Task description -> Find the number of lines containing the string "React" in the data. Answer with the number by itself.

Data block ->
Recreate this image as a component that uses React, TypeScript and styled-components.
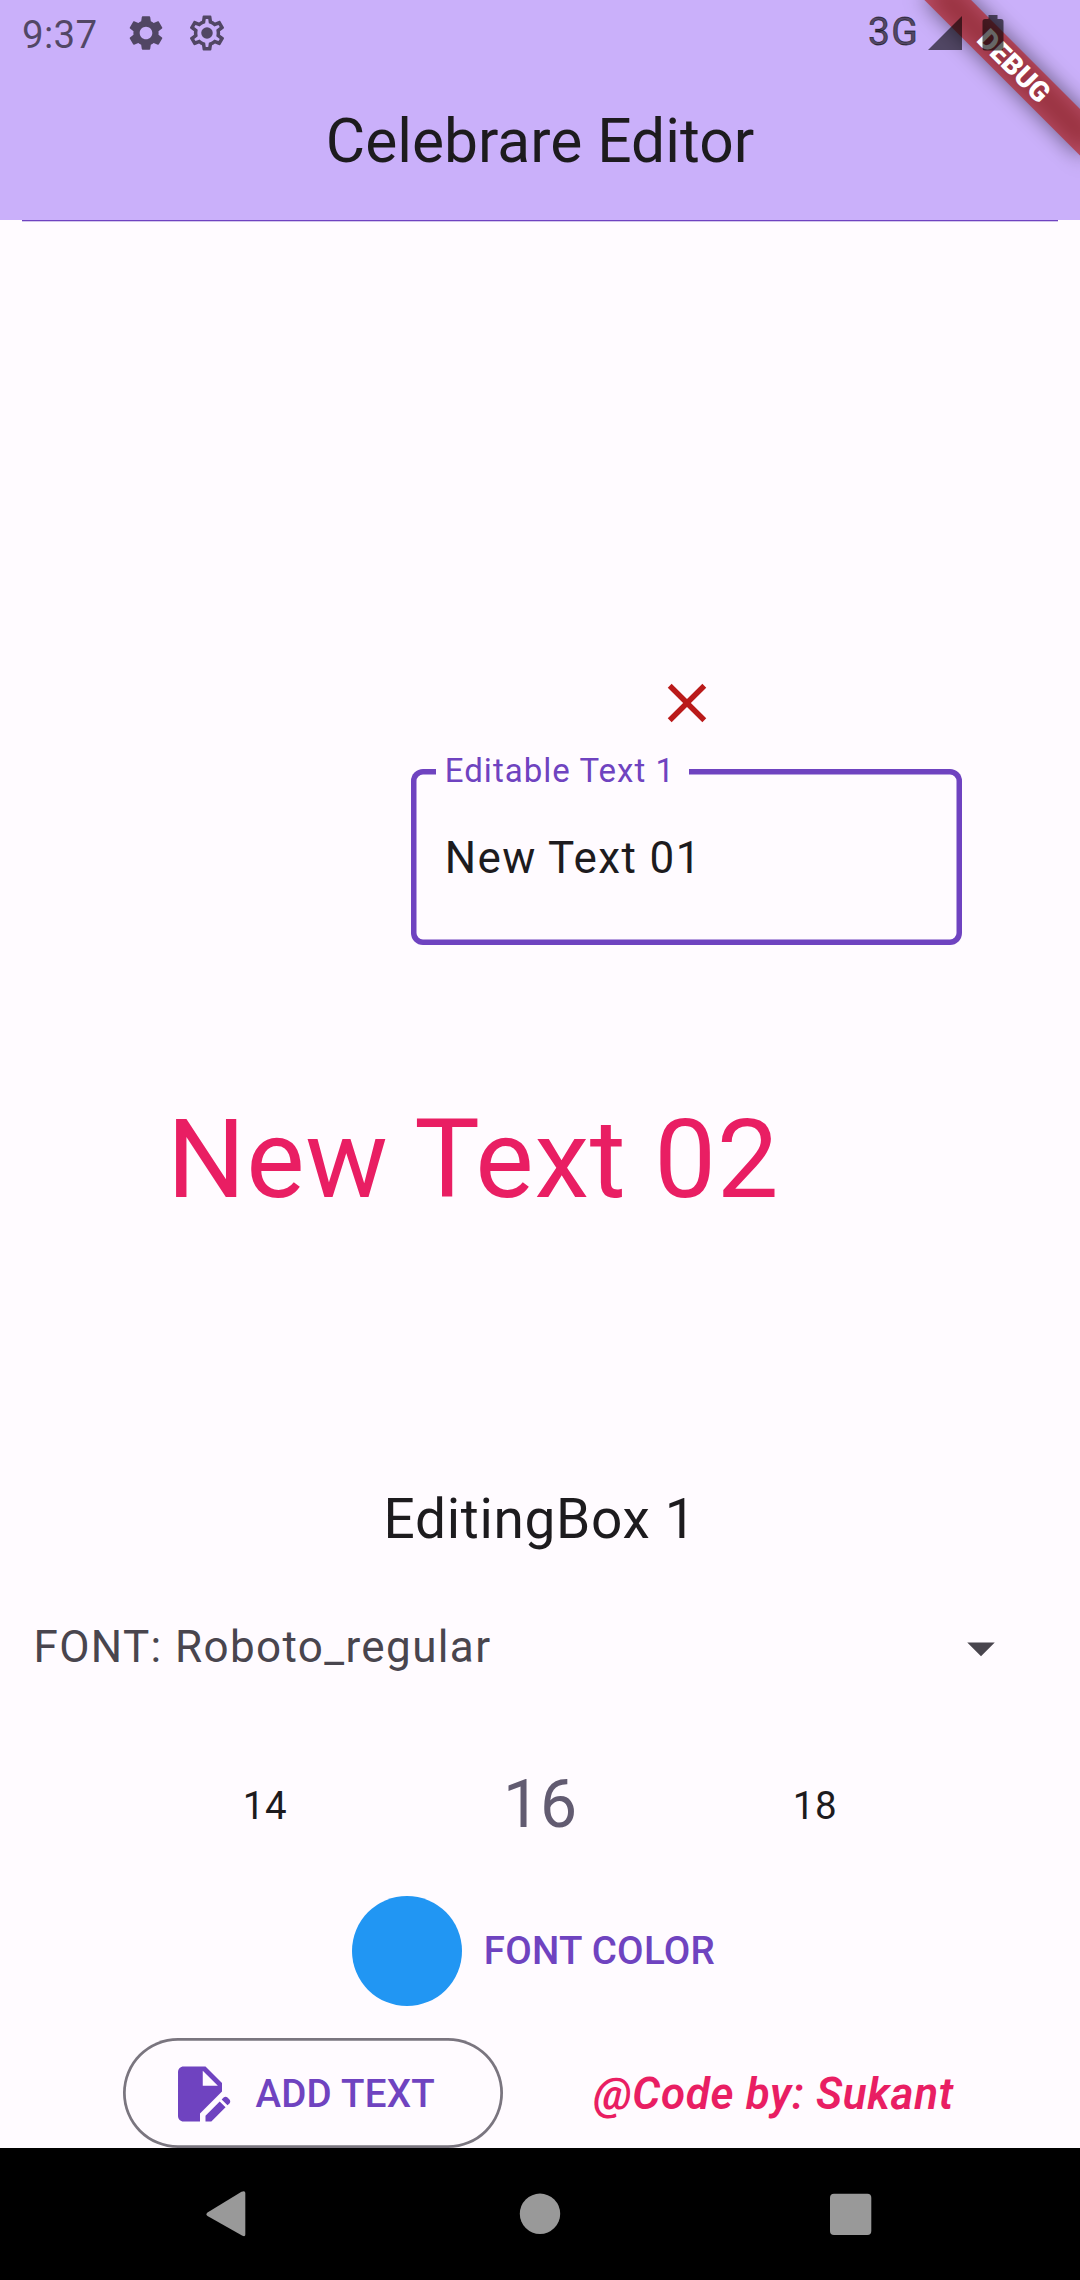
import React from "react";
import styled, { createGlobalStyle } from "styled-components";

const primary = "#6f43c0";
const ink = "#1d1b1e";
const system = "rgba(0, 0, 0, 0.6)";

const GlobalStyle = createGlobalStyle`
  * { box-sizing: border-box; }
  body { margin: 0; background: #fffbff; }
`;

const Screen = styled.div`
  position: relative;
  width: 1080px;
  height: 2280px;
  display: flex;
  flex-direction: column;
  overflow: hidden;
  background: #fffbff;
  color: ${ink};
  font-family: Roboto, "Liberation Sans", sans-serif;
`;

const Header = styled.header`
  height: 220px;
  flex: none;
  display: flex;
  flex-direction: column;
  background: #cab0fa;
`;

const StatusBar = styled.div`
  position: relative;
  z-index: 3;
  height: 66px;
  display: flex;
  align-items: flex-start;
  padding: 0 76px 0 22px;
  color: ${system};
`;

const Clock = styled.span`
  width: 103px;
  line-height: 69px;
  font-size: 38.5px;
  letter-spacing: 0.3px;
`;

const StatusIcon = styled.svg`
  width: 42px;
  height: 42px;
  margin: 12.4px 19px 0 0;
  fill: currentColor;
`;

const Network = styled.span`
  margin-left: auto;
  margin-right: 9px;
  line-height: 65px;
  font-size: 39px;
  letter-spacing: 1.2px;
  -webkit-text-stroke: 0.8px currentColor;
`;

const Signal = styled.svg`
  width: 34px;
  height: 34px;
  margin: 16px 20px 0 0;
  fill: currentColor;
`;

const Battery = styled.svg`
  width: 22px;
  height: 36px;
  margin-top: 15px;
  fill: currentColor;
`;

const Title = styled.h1`
  margin: 0;
  line-height: 152px;
  text-align: center;
  font-size: 60.5px;
  font-weight: 400;
`;

const Ribbon = styled.div`
  position: absolute;
  z-index: 2;
  left: 970px;
  top: 77px;
  width: 220px;
  height: 33px;
  transform-origin: 110px -77px;
  transform: rotate(45deg);
`;

const RibbonShadow = styled.div`
  position: absolute;
  inset: 0;
  background: rgba(0, 0, 0, 0.5);
  filter: blur(10.9px);
`;

const RibbonLabel = styled.div`
  position: relative;
  height: 33px;
  line-height: 33px;
  text-align: center;
  color: #fff;
  background: rgba(183, 28, 28, 0.63);
  font-size: 28.05px;
  font-weight: 900;
`;

const Divider = styled.div`
  flex: none;
  height: 2px;
  margin: 0 22px;
  background: linear-gradient(${primary} 50%, #d4c5ed 50%);
`;

const Canvas = styled.main`
  position: relative;
  flex: none;
  height: 1258px;
`;

const Removable = styled.div`
  position: absolute;
  left: 411.25px;
  top: 448px;
  width: 550.5px;
  display: flex;
  flex-direction: column;
  align-items: center;
  gap: 33px;
`;

const ClearIcon = styled.svg`
  width: 66px;
  height: 66px;
  fill: #ba1a1a;
`;

const Field = styled.div`
  position: relative;
  width: 100%;
  height: 176px;
  box-shadow: inset 0 0 0 5.5px ${primary};
  border-radius: 12px;
  padding: 0 33.5px;
  line-height: 179px;
  font-size: 44px;
  letter-spacing: 1.375px;
`;

const FieldLabel = styled.span`
  position: absolute;
  left: 25px;
  top: -16px;
  width: 253px;
  padding-left: 8.5px;
  line-height: 36px;
  white-space: nowrap;
  background: #fffbff;
  color: ${primary};
  font-size: 33px;
  letter-spacing: 1.03px;
`;

const CanvasText = styled.span`
  position: absolute;
  left: 167px;
  top: 873px;
  line-height: 130px;
  white-space: nowrap;
  color: #e91e63;
  font-size: 110px;
  letter-spacing: 0.69px;
`;

const Panel = styled.section`
  flex: none;
  height: 668px;
  display: flex;
  flex-direction: column;
`;

const PanelTitle = styled.h2`
  margin: 0 0 23px;
  line-height: 78px;
  text-align: center;
  font-size: 55px;
  font-weight: 400;
  letter-spacing: 0.69px;
`;

const FontSelect = styled.div`
  height: 132px;
  padding: 0 66px 0 33.5px;
  display: flex;
  align-items: center;
  justify-content: space-between;
  color: #49454e;
  font-size: 44px;
  letter-spacing: 1.375px;
`;

const ArrowIcon = styled.svg`
  width: 66px;
  height: 66px;
  margin-top: 2px;
  fill: #49454e;
`;

const SizePicker = styled.div`
  width: 825px;
  height: 182px;
  margin: 0 auto;
  display: grid;
  grid-template-columns: repeat(3, 1fr);
`;

const Size = styled.span<{ $active?: boolean }>`
  text-align: center;
  line-height: ${(p) => (p.$active ? "184px" : "186px")};
  color: ${(p) => (p.$active ? "#625b71" : ink)};
  font-size: ${(p) => (p.$active ? "66px" : "38.5px")};
  letter-spacing: ${(p) => (p.$active ? "0" : "0.69px")};
`;

const ColorRow = styled.div`
  height: 110px;
  margin-bottom: 33px;
  padding-left: 351.7px;
  display: flex;
  align-items: center;
  gap: 22px;
`;

const Swatch = styled.span`
  width: 110px;
  height: 110px;
  margin-top: 1.4px;
  border-radius: 50%;
  background: #2196f3;
`;

const ButtonLabel = styled.span`
  line-height: 110px;
  padding-top: 2px;
  color: ${primary};
  font-size: 38.5px;
  font-weight: 500;
  letter-spacing: 0.275px;
`;

const Footer = styled.div`
  height: 110px;
  padding-left: 123.4px;
  display: flex;
  align-items: center;
`;

const AddButton = styled.button`
  width: 379.5px;
  height: 110px;
  margin: 0.8px 90.5px 0 0;
  padding: 0 0 0 44px;
  display: flex;
  align-items: center;
  gap: 22px;
  border: none;
  box-shadow: inset 0 0 0 2.75px #7a757f;
  border-radius: 55px;
  background: none;
  font-family: inherit;
`;

const EditIcon = styled.svg`
  width: 66px;
  height: 66px;
  margin-top: 0.5px;
  fill: ${primary};
`;

const Credit = styled.span`
  line-height: 110px;
  padding-top: 2px;
  white-space: nowrap;
  color: #e91e63;
  font-size: 44px;
  font-style: italic;
  font-weight: 600;
  letter-spacing: 0.69px;
`;

const NavBar = styled.nav`
  position: relative;
  flex: none;
  height: 132px;
  padding: 0 206px;
  display: flex;
  align-items: center;
  justify-content: space-between;
  background: #000;
`;

const NavIcon = styled.svg`
  width: 46px;
  height: 46px;
  fill: #999;
`;

const gear =
  "M19.14 12.94c.04-.3.06-.61.06-.94 0-.32-.02-.64-.07-.94l2.03-1.58c.18-.14.23-.41.12-.61l-1.92-3.32c-.12-.22-.37-.29-.59-.22l-2.39.96c-.5-.38-1.03-.7-1.62-.94l-.36-2.54c-.04-.24-.24-.41-.48-.41h-3.84c-.24 0-.43.17-.47.41l-.36 2.54c-.59.24-1.13.57-1.62.94l-2.39-.96c-.22-.08-.47 0-.59.22L2.74 8.87c-.12.21-.08.47.12.61l2.03 1.58c-.05.3-.09.63-.09.94s.02.64.07.94l-2.03 1.58c-.18.14-.23.41-.12.61l1.92 3.32c.12.22.37.29.59.22l2.39-.96c.5.38 1.03.7 1.62.94l.36 2.54c.05.24.24.41.48.41h3.84c.24 0 .44-.17.47-.41l.36-2.54c.59-.24 1.13-.56 1.62-.94l2.39.96c.22.08.47 0 .59-.22l1.92-3.32c.12-.22.07-.47-.12-.61l-2.01-1.58zM12 15.6c-1.98 0-3.6-1.62-3.6-3.6s1.62-3.6 3.6-3.6 3.6 1.62 3.6 3.6-1.62 3.6-3.6 3.6z";

const gearOutline =
  "M19.43 12.98c.04-.32.07-.64.07-.98 0-.34-.03-.66-.07-.98l2.11-1.65c.19-.15.24-.42.12-.64l-2-3.46c-.09-.16-.26-.25-.44-.25-.06 0-.12.01-.17.03l-2.49 1c-.52-.4-1.08-.73-1.69-.98l-.38-2.65C14.46 2.18 14.25 2 14 2h-4c-.25 0-.46.18-.49.42l-.38 2.65c-.61.25-1.17.59-1.69.98l-2.49-1c-.06-.02-.12-.03-.18-.03-.17 0-.34.09-.43.25l-2 3.46c-.13.22-.07.49.12.64l2.11 1.65c-.04.32-.07.65-.07.98 0 .33.03.66.07.98l-2.11 1.65c-.19.15-.24.42-.12.64l2 3.46c.09.16.26.25.44.25.06 0 .12-.01.17-.03l2.49-1c.52.4 1.08.73 1.69.98l.38 2.65c.03.24.24.42.49.42h4c.25 0 .46-.18.49-.42l.38-2.65c.61-.25 1.17-.59 1.69-.98l2.49 1c.06.02.12.03.18.03.17 0 .34-.09.43-.25l2-3.46c.12-.22.07-.49-.12-.64l-2.11-1.65zm-1.98-1.71c.04.31.05.52.05.73 0 .21-.02.43-.05.73l-.14 1.13.89.7 1.08.84-.7 1.21-1.27-.51-1.04-.42-.9.68c-.43.32-.84.56-1.25.73l-1.06.43-.16 1.13-.2 1.35h-1.4l-.19-1.35-.16-1.13-1.06-.43c-.43-.18-.83-.41-1.23-.71l-.91-.7-1.06.43-1.27.51-.7-1.21 1.08-.84.89-.7-.14-1.13c-.03-.31-.05-.54-.05-.74s.02-.43.05-.73l.14-1.13-.89-.7-1.08-.84.7-1.21 1.27.51 1.04.42.9-.68c.43-.32.84-.56 1.25-.73l1.06-.43.16-1.13.2-1.35h1.39l.19 1.35.16 1.13 1.06.43c.43.18.83.41 1.23.71l.91.7 1.06-.43 1.27-.51.7 1.21-1.07.85-.89.7.14 1.13z";

const editDocument =
  "M14 19.88V22h2.12l5.17-5.17-2.12-2.12L14 19.88zM20 8l-6-6H6c-1.1 0-1.99.9-1.99 2L4 20c0 1.1.89 2 1.99 2H12v-2.95l8-8V8zM13 9V3.5L18.5 9H13zM22.71 14l-.71-.71c-.39-.39-1.02-.39-1.41 0l-.71.71L22 16.12l.71-.71c.39-.39.39-1.02 0-1.41z";

export default function App() {
  return (
    <>
      <GlobalStyle />
      <Screen>
        <Header>
          <StatusBar>
            <Clock>9:37</Clock>
            <StatusIcon viewBox="0 0 24 24">
              <path d={gear} />
            </StatusIcon>
            <StatusIcon viewBox="0 0 24 24">
              <path d={gearOutline} />
              <circle cx="12" cy="12" r="3.3" />
            </StatusIcon>
            <Network>3G</Network>
            <Signal viewBox="0 0 34 34">
              <path d="M0 34 34 0v34z" />
            </Signal>
            <Battery viewBox="0 0 22 36">
              <path d="M6.5 0h9v4H19q2.5 0 2.5 2.5V33q0 2.5-2.5 2.5H3Q.5 35.5.5 33V6.5Q.5 4 3 4h3.5z" />
            </Battery>
          </StatusBar>
          <Title>Celebrare Editor</Title>
        </Header>
        <Divider />
        <Canvas>
          <Removable>
            <ClearIcon viewBox="0 0 24 24">
              <path d="M19 6.41 17.59 5 12 10.59 6.41 5 5 6.41 10.59 12 5 17.59 6.41 19 12 13.41 17.59 19 19 17.59 13.41 12z" />
            </ClearIcon>
            <Field>
              <FieldLabel>Editable Text 1</FieldLabel>
              New Text 01
            </Field>
          </Removable>
          <CanvasText>New Text 02</CanvasText>
        </Canvas>
        <Panel>
          <PanelTitle>EditingBox 1</PanelTitle>
          <FontSelect>
            FONT: Roboto_regular
            <ArrowIcon viewBox="0 0 24 24">
              <path d="m7 10 5 5 5-5z" />
            </ArrowIcon>
          </FontSelect>
          <SizePicker>
            <Size>14</Size>
            <Size $active>16</Size>
            <Size>18</Size>
          </SizePicker>
          <ColorRow>
            <Swatch />
            <ButtonLabel>FONT COLOR</ButtonLabel>
          </ColorRow>
          <Footer>
            <AddButton>
              <EditIcon viewBox="0 0 24 24">
                <path d={editDocument} />
              </EditIcon>
              <ButtonLabel>ADD TEXT</ButtonLabel>
            </AddButton>
            <Credit>@Code by: Sukant</Credit>
          </Footer>
        </Panel>
        <NavBar>
          <NavIcon viewBox="0 0 46 46">
            <path d="M1.5 21.5 35.5.8Q39.3-.8 39.3 2V43.5Q39.3 46.3 36 44.5L1.5 25Q-.5 23.2 1.5 21.5z" />
          </NavIcon>
          <NavIcon viewBox="0 0 46 46">
            <circle cx="23" cy="22.8" r="20.2" />
          </NavIcon>
          <NavIcon viewBox="0 0 46 46">
            <rect x="2" y="2.8" width="41.3" height="41.3" rx="4" />
          </NavIcon>
        </NavBar>
        <Ribbon>
          <RibbonShadow />
          <RibbonLabel>DEBUG</RibbonLabel>
        </Ribbon>
      </Screen>
    </>
  );
}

Correct answer -> 2